Pour que cette disposition soit applicable, l’auteur doit en premier lieu agir publiquement, soit en-dehors d’un cercle privé, par des paroles, des écrits, des images, des gestes ou des voies de fait. En l’espèce, il est manifeste que le recourant a agi publiquement en distribuant les autocollants.
Deuxièmement, il faut que le message s’en prenne à une ou plusieurs personnes en raison de leur appartenance raciale, ethnique ou religieuse ou de leur orientation sexuelle. Cette dernière notion couvre les orientations hétérosexuelles, homosexuelles et bisexuelles, mais pas l’identité de genre en tant que telle.
Le Tribunal fédéral souligne toutefois que, depuis des décennies, le drapeau arc-en-ciel constitue le symbole de la fierté LGBTQIA+ et de sa diversité. Contrairement à ce que soutient le recourant, sa modification depuis sa création en 1978 et le fait qu’il représente désormais également d’autres minorités n’empêchent pas qu’il constitue, pour tout destinataire moyen, le symbole des communautés homosexuelle et lesbienne.
Le Tribunal fédéral rejette donc l’argument du recourant, qui fait valoir que les drapeaux ne visaient pas la communauté LGBTQIA+, mais « un mouvement beaucoup plus large et différencié représentant aujourd’hui un lobby à caractère purement politique ».
Troisièmement, le message doit inciter à la haine ou à la discrimination en raison de l’appartenance raciale, ethnique ou religieuse des personnes visées ou de leur orientation sexuelle. La notion d’incitation comprend notamment le fait d’alimenter ou d’attiser des émotions de manière à susciter la haine et la discrimination, y compris en l’absence d’une exhortation très explicite.

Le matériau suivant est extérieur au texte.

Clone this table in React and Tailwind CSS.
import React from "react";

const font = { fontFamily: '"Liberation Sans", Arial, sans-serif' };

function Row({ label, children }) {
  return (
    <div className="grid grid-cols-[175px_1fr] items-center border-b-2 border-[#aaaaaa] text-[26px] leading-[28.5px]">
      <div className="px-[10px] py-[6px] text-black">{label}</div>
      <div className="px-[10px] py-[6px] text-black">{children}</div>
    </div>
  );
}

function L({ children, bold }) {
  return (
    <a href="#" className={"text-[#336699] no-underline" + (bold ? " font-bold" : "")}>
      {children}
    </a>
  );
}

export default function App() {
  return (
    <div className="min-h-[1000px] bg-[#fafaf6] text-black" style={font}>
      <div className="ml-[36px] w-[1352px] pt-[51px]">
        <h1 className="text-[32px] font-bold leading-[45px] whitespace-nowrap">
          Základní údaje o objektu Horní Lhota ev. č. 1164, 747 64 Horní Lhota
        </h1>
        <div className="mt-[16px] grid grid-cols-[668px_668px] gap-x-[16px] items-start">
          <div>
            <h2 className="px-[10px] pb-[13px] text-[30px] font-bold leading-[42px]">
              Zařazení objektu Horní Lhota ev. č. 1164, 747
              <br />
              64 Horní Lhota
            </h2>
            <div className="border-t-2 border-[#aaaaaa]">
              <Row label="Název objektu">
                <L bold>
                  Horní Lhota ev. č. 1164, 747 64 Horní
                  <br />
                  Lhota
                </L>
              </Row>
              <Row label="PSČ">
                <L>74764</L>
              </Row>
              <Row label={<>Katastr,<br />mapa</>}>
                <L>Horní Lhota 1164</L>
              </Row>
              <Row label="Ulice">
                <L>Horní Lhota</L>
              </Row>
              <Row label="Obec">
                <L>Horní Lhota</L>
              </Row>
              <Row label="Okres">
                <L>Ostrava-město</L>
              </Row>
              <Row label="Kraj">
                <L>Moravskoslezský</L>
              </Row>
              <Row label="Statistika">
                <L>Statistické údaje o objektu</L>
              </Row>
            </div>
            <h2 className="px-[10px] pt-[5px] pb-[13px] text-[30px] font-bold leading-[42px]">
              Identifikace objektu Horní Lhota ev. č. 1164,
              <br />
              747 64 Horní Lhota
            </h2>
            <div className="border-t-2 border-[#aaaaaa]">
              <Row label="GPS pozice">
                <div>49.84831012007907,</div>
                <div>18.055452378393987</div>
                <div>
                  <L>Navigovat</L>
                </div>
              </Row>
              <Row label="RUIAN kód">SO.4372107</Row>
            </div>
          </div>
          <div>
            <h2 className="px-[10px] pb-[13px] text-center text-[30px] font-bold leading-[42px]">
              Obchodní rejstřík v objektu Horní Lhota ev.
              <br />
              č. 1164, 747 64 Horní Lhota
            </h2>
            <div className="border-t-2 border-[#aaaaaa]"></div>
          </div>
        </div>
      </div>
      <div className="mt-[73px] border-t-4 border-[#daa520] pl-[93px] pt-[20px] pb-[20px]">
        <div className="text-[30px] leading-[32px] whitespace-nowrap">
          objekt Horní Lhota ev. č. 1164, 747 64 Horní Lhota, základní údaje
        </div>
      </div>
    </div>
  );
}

C’est sans succès que le recourant tente de convaincre le Tribunal fédéral qu’aujourd’hui, la croix gammée est une représentation plus large du fascisme et de tout régime autoritaire. Au contraire, pour tout destinataire non prévenu, la croix gammée reste l’emblème du parti national-socialiste allemand. Bien que, à l’inverse de ce qui prévaut en Allemagne, les symboles nazis ne soient pas interdits en Suisse, le recourant a utilisé celui-ci pour propager une idéologie au sens de l’art. 261bis CP. En associant la croix gammée du régime nazi au mouvement LGBTQIA+, le recourant cherchait à provoquer un sentiment de haine à l’égard de cette communauté.

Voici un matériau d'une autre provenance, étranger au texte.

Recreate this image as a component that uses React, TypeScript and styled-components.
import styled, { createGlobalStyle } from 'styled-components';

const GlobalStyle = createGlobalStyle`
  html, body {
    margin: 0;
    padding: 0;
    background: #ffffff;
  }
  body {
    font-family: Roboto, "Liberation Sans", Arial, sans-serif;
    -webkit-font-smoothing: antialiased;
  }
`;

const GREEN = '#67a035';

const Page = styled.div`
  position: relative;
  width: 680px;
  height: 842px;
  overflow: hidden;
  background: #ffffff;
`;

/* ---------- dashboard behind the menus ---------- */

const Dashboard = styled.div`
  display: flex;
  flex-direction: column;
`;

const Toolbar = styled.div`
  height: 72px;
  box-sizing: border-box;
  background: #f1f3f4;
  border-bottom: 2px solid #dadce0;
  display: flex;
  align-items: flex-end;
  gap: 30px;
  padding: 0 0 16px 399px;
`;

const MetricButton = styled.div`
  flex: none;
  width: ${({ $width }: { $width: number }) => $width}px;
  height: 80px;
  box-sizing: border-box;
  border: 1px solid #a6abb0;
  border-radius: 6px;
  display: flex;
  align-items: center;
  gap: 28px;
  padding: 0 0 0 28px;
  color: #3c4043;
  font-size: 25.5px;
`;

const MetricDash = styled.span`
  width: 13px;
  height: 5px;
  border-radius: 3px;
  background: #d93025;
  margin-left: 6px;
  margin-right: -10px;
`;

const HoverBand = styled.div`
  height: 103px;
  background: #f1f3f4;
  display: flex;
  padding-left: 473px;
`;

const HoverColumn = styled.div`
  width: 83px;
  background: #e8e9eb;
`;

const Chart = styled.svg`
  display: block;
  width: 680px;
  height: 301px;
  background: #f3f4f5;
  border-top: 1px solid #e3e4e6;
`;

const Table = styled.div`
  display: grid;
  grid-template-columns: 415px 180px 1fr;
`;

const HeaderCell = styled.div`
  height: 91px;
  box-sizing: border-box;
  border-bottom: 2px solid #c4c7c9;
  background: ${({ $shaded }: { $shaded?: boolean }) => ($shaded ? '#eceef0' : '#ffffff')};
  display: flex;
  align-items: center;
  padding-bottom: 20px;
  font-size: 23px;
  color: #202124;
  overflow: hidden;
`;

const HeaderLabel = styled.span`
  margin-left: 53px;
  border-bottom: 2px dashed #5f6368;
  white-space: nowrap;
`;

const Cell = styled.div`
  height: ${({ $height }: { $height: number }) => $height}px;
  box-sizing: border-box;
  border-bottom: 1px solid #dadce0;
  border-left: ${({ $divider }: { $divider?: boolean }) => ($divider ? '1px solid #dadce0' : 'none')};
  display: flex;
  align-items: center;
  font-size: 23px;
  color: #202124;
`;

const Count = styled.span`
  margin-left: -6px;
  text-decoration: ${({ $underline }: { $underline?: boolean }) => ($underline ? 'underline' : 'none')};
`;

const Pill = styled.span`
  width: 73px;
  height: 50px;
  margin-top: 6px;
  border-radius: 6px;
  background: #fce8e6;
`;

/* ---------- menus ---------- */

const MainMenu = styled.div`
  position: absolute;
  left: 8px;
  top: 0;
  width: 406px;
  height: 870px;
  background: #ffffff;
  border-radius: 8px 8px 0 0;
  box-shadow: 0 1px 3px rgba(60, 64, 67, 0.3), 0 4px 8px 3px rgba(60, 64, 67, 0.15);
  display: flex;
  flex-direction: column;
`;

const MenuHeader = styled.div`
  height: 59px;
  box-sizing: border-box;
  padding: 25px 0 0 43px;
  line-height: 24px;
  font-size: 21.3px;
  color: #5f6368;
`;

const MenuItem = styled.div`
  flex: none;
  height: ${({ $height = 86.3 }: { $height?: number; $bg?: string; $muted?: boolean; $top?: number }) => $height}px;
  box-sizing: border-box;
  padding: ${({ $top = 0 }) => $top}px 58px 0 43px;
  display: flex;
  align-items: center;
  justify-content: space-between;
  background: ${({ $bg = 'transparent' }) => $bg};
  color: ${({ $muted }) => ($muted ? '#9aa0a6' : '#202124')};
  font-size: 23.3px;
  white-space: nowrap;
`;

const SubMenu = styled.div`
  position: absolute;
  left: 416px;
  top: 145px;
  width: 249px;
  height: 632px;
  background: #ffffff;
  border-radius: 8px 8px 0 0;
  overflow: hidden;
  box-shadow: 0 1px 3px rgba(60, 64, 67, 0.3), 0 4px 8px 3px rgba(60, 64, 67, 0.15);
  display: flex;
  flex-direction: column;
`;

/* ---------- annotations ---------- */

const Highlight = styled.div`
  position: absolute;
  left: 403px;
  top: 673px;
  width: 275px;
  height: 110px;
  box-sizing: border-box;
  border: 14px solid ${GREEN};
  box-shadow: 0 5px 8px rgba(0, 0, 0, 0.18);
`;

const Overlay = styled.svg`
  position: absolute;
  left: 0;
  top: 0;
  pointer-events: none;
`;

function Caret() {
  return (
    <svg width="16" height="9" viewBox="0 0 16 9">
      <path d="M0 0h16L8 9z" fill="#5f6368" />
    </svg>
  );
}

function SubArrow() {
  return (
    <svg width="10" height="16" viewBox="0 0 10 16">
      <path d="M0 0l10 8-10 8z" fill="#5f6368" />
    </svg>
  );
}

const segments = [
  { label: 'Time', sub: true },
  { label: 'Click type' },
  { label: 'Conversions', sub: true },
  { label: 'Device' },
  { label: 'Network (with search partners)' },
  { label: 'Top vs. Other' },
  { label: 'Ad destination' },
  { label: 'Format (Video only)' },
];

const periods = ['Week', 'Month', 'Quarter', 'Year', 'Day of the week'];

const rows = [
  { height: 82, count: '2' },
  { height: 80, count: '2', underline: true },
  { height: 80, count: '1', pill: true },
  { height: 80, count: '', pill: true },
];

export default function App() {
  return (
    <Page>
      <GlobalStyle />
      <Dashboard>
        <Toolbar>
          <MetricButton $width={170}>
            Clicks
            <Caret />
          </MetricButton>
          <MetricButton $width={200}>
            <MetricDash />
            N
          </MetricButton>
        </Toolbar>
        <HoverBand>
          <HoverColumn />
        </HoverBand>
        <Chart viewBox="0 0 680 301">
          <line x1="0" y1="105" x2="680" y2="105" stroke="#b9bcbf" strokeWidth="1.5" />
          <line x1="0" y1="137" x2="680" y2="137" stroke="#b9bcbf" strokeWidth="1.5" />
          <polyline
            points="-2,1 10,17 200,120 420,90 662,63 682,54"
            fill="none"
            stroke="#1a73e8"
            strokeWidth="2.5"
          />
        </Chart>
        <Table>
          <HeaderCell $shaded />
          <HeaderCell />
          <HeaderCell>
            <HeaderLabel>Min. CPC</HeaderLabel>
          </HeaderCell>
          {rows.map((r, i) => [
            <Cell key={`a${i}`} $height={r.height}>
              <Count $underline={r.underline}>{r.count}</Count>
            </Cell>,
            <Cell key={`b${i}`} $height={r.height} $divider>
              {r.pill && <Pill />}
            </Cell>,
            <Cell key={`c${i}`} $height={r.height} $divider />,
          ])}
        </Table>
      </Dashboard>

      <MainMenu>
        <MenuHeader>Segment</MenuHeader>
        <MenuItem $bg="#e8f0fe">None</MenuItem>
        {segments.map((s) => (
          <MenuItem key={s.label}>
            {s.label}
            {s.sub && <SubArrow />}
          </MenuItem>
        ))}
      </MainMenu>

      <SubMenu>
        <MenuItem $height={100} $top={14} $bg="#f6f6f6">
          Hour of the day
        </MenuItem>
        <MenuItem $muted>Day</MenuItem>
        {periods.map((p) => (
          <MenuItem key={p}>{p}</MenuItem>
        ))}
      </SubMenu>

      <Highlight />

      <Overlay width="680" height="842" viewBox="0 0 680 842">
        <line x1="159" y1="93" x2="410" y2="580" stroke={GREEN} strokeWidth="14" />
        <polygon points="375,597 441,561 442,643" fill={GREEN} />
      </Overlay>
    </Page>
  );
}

Quatrièmement, pour que l’art. 261bis al. 1 CP s’applique, le message haineux doit être directement lié à l’appartenance raciale, ethnique ou religieuse ou à l’orientation sexuelle. À cet égard, le Tribunal fédéral rejette l’argument du recourant, qui explique ne pas s’en être pris à la communauté LGBTIA+ dans son ensemble, mais à ses méthodes. Cette interprétation ne saurait en effet être faite sur la base des autocollants distribués.
Enfin, d’un point de vue subjectif, le délit est intentionnel, le dol éventuel pouvant suffire. En l’espèce, considérant le dessin qui figurait sur les autocollants, le recourant a clairement accepté que son message porte atteinte à la dignité des communautés homosexuelle et lesbienne.
C’est donc sans violer le droit fédéral que le Tribunal cantonal fribourgeois a reconnu que l’intéressé s’était rendu coupable de discrimination et d’incitation à la haine au sens de l’art. 261bis al. 1 CP.
Le recourant invoque finalement une violation de sa liberté d’opinion et d’expression, garantie par les art. 16 Cst. et 10 CEDH. Bien que l’art. 261bis CP puisse entrer en conflit avec cette liberté, cette dernière n’a pas une valeur absolue et peut être restreinte dans le respect de l’art. 36 Cst. (cf. ég. art. 10 § 2 CEDH). Confronté·e à un conflit entre l’art. 261bis CP et la liberté d’opinion et d’expression, le·la juge ne peut limiter la seconde qu’en présence de critiques heurtant directement le principe de la dignité humaine et de l’égalité.
En l’espèce, le recourant a porté atteinte à la dignité humaine de la communauté LGBTQIA+ en l’assimilant au régime nazi. Même s’il prétend que son action relève du mouvement anti-wokiste, sa démarche ne s’inscrit pas dans un débat politique ou dans un débat d’intérêt général sur une question d’intérêt public. Il ne peut donc pas bénéficier de la garantie des art. 16 Cst. et 10 CEDH. En outre, les conditions de restriction de l’art. 36 Cst. sont respectées.
Le Tribunal fédéral rejette donc le recours.